The other Iron Warriors were among the surviving Imperial Fists, disarming and knocking them to the ground. Skelpis fought on and an Iron Warrior stamped on the back of his head until he stopped moving. Another Iron Warrior wrestled Brother Halaestus and threw him to the ground, down in the pool of blood and gore leaching from Brother Drevyn’s remains. Brother Vonkaal was shot through the thigh and fell.
‘You killed one of ours,’ said Lysander. ‘We remember our fallen. Though it take ten thousand years, we avenge every one.’
‘Kraegon Thul will give you plenty more to avenge, whelp of Terra,’ replied the lead Iron Warrior.
‘You face the First Company,’ said Lysander. ‘We will scour you from this ship. You can never stand before us in battle.’
‘I’m not here to fight the First Company,’ replied the Iron Warrior. ‘I’m here to take you alive.’ He spread out his arms as if proudly showing off the insanity that surrounded him. ‘The Dancing-Place of the Lesser Gods,’ he said. ‘More ostentatious than my Legion is used to, but a place that will come at our beckoning and deliver us to our enemies. It disappoints me that you were so addled, Imperial Fist. I would have fought you champion to champion. Perhaps that will be the means of your execution when we are done with you, but that will not be for a while yet.’ The Iron Warriors leader turned to one of his squadmates. ‘Khaol! Inform the fortress that we are done here. Our haul is one captain, three battle-brothers and a corpse, all Imperial Fists. Have them make ready for our return.’
The Iron Warrior saluted and began relaying the order through a field vox, an archaic device of tubes and valves. The daemons in the orchestra pit changed their tune, the music now rising and falling like the waves of a stormy sea, the highs piercing and painful, the lows a bass rumble that made the whole cathedral blur as it shook.

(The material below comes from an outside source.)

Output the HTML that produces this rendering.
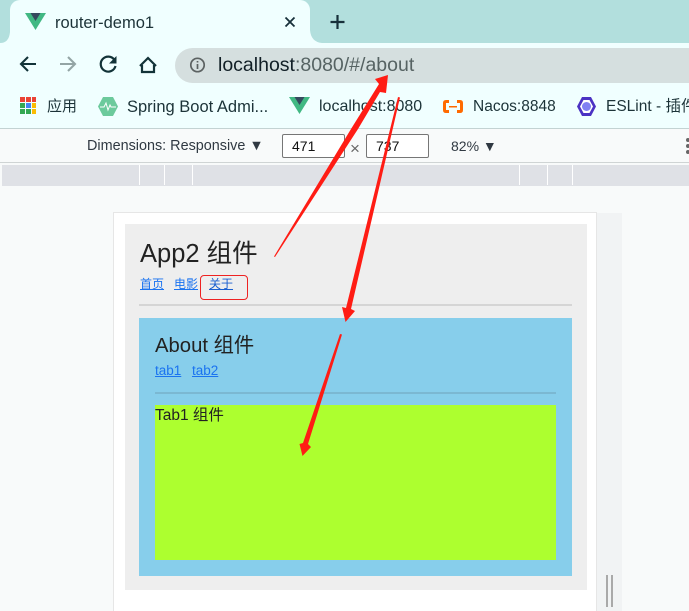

The dome overhead peeled open. Darkness bled in. The gold turned to mottled brass, lit as if by a fire from far above. The orchestra pit was a shaft of blackness, the daemons cavorting through it as if they were breaking the surface of an inky ocean. Through the darkness overhead could be glimpsed a scattering of stars and among them one grew closer, a bloated red star near the end of its life, scattered with black sunspots and bursting out flares of red flame. Around it was a system of worlds, shattered and grey, any life on them long since drunk dry by the anger of their sun. But one world was different. Discoloured and foul, it had survived not because of some celestial accident but through a force of malevolence. So beloved was it of the warp’s gods that their favour sustained it and it could not die.